** The problem **
Transcribe every line from the top down to the line with "e facce tetto</span>", both ends included, but not the pictures.

** Dataset extract **
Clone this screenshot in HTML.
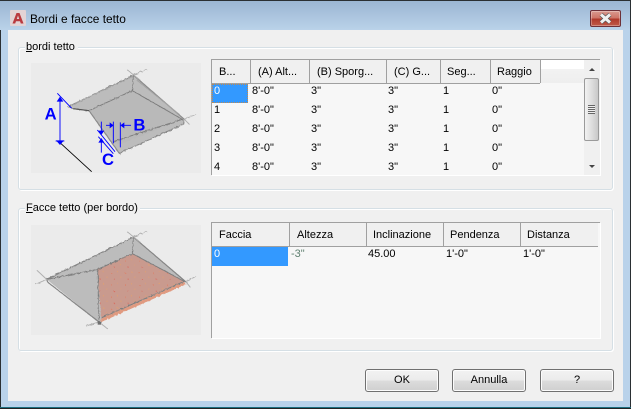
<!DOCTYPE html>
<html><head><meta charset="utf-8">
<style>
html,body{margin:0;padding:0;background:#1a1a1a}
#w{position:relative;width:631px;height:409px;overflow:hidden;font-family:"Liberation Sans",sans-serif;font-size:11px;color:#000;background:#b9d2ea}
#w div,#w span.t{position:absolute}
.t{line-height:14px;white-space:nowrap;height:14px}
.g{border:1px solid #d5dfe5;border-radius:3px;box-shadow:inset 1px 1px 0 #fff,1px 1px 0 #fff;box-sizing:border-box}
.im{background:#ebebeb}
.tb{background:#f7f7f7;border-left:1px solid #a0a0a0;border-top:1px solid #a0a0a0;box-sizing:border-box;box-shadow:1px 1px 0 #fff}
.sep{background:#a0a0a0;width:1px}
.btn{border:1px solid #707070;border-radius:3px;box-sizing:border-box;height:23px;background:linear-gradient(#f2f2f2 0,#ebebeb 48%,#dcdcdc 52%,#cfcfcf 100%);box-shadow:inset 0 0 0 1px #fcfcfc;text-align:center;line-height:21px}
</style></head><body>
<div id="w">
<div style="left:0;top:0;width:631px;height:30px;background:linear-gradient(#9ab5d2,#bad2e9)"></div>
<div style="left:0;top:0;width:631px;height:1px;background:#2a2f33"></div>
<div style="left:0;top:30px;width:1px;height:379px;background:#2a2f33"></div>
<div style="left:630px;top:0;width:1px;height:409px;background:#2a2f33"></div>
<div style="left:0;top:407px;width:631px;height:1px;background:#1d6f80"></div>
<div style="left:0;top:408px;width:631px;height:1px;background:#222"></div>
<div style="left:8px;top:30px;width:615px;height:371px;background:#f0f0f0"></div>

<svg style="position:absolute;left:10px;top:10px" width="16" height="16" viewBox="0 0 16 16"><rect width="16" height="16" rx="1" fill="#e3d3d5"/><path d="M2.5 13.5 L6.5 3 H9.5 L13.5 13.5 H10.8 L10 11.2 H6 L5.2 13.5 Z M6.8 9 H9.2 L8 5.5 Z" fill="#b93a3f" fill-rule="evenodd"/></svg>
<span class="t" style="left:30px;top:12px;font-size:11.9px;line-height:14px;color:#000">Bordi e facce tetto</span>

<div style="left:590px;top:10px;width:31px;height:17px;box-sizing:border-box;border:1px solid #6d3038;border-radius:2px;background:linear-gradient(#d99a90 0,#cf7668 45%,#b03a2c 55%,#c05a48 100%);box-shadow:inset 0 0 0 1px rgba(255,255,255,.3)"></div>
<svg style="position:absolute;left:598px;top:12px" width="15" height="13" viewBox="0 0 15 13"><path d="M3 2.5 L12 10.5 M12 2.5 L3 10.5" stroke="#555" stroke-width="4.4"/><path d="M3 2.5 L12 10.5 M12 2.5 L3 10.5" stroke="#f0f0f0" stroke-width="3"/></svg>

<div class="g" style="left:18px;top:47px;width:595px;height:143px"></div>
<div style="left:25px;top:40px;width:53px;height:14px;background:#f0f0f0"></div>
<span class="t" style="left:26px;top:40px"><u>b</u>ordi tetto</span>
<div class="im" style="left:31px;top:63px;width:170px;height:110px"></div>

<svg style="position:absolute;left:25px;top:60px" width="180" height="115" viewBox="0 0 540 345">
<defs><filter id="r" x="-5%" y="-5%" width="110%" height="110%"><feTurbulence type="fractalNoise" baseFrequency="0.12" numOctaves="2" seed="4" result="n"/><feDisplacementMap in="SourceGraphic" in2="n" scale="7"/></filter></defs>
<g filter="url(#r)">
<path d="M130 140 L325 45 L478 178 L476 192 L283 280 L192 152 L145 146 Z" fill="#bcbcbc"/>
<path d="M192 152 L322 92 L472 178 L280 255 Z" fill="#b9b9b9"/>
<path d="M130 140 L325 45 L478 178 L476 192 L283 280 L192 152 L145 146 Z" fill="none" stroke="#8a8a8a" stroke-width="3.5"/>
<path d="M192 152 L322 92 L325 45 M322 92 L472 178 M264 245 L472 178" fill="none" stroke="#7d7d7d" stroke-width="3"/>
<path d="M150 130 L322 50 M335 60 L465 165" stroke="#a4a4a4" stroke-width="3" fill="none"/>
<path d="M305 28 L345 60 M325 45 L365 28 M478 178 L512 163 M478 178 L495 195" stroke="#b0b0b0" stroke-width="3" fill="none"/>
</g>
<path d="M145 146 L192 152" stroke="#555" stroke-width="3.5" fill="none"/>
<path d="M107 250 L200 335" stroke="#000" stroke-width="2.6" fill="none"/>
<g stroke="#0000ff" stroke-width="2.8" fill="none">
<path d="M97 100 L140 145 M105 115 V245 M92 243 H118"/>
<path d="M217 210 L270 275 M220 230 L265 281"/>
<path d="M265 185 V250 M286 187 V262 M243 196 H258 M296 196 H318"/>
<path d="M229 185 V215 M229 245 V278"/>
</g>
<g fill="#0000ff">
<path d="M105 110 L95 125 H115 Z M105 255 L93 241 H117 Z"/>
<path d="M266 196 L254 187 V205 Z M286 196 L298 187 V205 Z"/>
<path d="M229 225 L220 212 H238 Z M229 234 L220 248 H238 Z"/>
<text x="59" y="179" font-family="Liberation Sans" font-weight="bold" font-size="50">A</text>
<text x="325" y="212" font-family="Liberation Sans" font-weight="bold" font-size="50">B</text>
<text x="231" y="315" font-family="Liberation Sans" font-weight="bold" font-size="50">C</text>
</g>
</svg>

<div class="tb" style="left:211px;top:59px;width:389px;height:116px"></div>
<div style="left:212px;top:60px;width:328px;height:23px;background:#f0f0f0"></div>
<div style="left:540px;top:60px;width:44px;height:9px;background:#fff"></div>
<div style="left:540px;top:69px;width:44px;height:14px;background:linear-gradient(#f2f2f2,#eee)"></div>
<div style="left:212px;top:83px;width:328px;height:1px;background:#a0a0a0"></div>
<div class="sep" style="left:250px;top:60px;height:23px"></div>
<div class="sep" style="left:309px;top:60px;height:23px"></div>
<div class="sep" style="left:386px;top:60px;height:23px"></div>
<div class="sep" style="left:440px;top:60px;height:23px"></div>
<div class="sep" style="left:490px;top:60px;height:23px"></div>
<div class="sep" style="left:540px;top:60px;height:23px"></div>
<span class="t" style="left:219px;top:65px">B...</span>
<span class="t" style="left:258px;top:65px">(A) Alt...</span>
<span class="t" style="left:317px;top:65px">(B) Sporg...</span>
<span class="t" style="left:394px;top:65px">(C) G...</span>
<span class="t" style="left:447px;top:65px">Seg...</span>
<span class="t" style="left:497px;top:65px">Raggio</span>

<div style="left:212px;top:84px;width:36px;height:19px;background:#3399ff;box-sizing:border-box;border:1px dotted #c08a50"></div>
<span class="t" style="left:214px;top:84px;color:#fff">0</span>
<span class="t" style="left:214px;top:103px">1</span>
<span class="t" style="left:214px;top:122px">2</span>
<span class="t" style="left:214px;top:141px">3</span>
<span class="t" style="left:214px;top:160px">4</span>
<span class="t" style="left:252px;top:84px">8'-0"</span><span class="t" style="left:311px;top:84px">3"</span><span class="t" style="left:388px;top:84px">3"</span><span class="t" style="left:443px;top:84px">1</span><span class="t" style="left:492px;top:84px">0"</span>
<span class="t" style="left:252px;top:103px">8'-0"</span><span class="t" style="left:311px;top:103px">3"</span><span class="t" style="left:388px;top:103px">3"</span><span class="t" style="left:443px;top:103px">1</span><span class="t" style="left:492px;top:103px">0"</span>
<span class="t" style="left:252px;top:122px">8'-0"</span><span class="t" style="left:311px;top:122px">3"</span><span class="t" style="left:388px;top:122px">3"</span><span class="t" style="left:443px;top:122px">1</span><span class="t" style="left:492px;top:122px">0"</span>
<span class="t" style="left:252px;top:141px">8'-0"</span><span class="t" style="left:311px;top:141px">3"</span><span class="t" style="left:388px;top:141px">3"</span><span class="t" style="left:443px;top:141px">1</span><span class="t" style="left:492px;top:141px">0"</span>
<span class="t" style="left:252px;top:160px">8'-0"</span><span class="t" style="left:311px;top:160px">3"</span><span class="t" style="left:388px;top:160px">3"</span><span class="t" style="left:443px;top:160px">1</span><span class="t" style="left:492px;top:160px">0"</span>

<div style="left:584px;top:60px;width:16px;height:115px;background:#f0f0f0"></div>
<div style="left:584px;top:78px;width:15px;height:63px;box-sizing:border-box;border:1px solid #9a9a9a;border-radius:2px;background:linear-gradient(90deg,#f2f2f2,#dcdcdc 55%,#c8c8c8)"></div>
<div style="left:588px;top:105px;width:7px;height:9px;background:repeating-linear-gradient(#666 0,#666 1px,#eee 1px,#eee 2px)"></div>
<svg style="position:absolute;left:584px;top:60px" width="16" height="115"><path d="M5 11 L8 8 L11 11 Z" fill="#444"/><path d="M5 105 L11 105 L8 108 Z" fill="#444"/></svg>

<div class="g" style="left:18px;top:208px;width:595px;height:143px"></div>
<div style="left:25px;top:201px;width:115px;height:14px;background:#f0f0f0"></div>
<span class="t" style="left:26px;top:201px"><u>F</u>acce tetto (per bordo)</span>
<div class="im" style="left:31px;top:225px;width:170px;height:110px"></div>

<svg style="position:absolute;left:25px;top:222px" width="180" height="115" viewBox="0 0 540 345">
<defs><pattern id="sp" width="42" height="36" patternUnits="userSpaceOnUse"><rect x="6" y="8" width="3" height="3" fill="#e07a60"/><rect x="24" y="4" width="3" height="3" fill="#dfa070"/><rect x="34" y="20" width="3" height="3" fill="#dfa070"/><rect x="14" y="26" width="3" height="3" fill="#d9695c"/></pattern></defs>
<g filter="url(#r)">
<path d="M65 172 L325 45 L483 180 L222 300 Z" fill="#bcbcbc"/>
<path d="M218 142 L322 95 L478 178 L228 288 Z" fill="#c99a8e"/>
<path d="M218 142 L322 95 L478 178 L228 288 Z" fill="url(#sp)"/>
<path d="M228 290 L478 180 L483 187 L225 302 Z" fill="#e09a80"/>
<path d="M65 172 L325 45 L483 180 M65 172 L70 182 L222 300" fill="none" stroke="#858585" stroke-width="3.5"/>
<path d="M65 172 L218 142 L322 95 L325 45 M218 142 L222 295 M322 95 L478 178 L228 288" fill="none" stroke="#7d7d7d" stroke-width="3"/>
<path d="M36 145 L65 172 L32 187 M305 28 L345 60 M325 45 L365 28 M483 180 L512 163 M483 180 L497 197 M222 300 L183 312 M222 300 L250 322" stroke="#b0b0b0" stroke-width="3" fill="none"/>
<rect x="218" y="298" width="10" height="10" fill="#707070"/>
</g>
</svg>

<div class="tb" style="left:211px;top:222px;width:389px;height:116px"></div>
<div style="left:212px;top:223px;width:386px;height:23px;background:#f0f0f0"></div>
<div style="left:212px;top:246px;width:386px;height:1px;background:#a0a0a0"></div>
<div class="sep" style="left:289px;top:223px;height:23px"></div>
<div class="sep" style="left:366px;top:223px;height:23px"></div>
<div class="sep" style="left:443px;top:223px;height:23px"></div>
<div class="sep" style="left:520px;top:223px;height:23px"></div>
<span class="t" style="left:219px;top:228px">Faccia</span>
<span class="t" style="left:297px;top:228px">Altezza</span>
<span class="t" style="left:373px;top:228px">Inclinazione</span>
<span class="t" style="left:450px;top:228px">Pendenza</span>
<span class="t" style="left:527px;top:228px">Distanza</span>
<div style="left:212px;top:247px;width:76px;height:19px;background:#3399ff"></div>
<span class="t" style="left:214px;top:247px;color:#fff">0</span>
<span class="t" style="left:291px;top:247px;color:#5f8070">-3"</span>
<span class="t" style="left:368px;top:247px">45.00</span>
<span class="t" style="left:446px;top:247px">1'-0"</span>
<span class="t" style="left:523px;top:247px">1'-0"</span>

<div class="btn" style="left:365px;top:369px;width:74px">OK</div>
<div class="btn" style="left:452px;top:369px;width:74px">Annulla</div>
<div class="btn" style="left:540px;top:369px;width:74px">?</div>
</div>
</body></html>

** Task output **
Clone this screenshot in HTML.
<!DOCTYPE html>
<html><head><meta charset="utf-8">
<style>
html,body{margin:0;padding:0;background:#1a1a1a}
#w{position:relative;width:631px;height:409px;overflow:hidden;font-family:"Liberation Sans",sans-serif;font-size:11px;color:#000;background:#b9d2ea}
#w div,#w span.t{position:absolute}
.t{line-height:14px;white-space:nowrap;height:14px}
.g{border:1px solid #d5dfe5;border-radius:3px;box-shadow:inset 1px 1px 0 #fff,1px 1px 0 #fff;box-sizing:border-box}
.im{background:#ebebeb}
.tb{background:#f7f7f7;border-left:1px solid #a0a0a0;border-top:1px solid #a0a0a0;box-sizing:border-box;box-shadow:1px 1px 0 #fff}
.sep{background:#a0a0a0;width:1px}
.btn{border:1px solid #707070;border-radius:3px;box-sizing:border-box;height:23px;background:linear-gradient(#f2f2f2 0,#ebebeb 48%,#dcdcdc 52%,#cfcfcf 100%);box-shadow:inset 0 0 0 1px #fcfcfc;text-align:center;line-height:21px}
</style></head><body>
<div id="w">
<div style="left:0;top:0;width:631px;height:30px;background:linear-gradient(#9ab5d2,#bad2e9)"></div>
<div style="left:0;top:0;width:631px;height:1px;background:#2a2f33"></div>
<div style="left:0;top:30px;width:1px;height:379px;background:#2a2f33"></div>
<div style="left:630px;top:0;width:1px;height:409px;background:#2a2f33"></div>
<div style="left:0;top:407px;width:631px;height:1px;background:#1d6f80"></div>
<div style="left:0;top:408px;width:631px;height:1px;background:#222"></div>
<div style="left:8px;top:30px;width:615px;height:371px;background:#f0f0f0"></div>

<svg style="position:absolute;left:10px;top:10px" width="16" height="16" viewBox="0 0 16 16"><rect width="16" height="16" rx="1" fill="#e3d3d5"/><path d="M2.5 13.5 L6.5 3 H9.5 L13.5 13.5 H10.8 L10 11.2 H6 L5.2 13.5 Z M6.8 9 H9.2 L8 5.5 Z" fill="#b93a3f" fill-rule="evenodd"/></svg>
<span class="t" style="left:30px;top:12px;font-size:11.9px;line-height:14px;color:#000">Bordi e facce tetto</span>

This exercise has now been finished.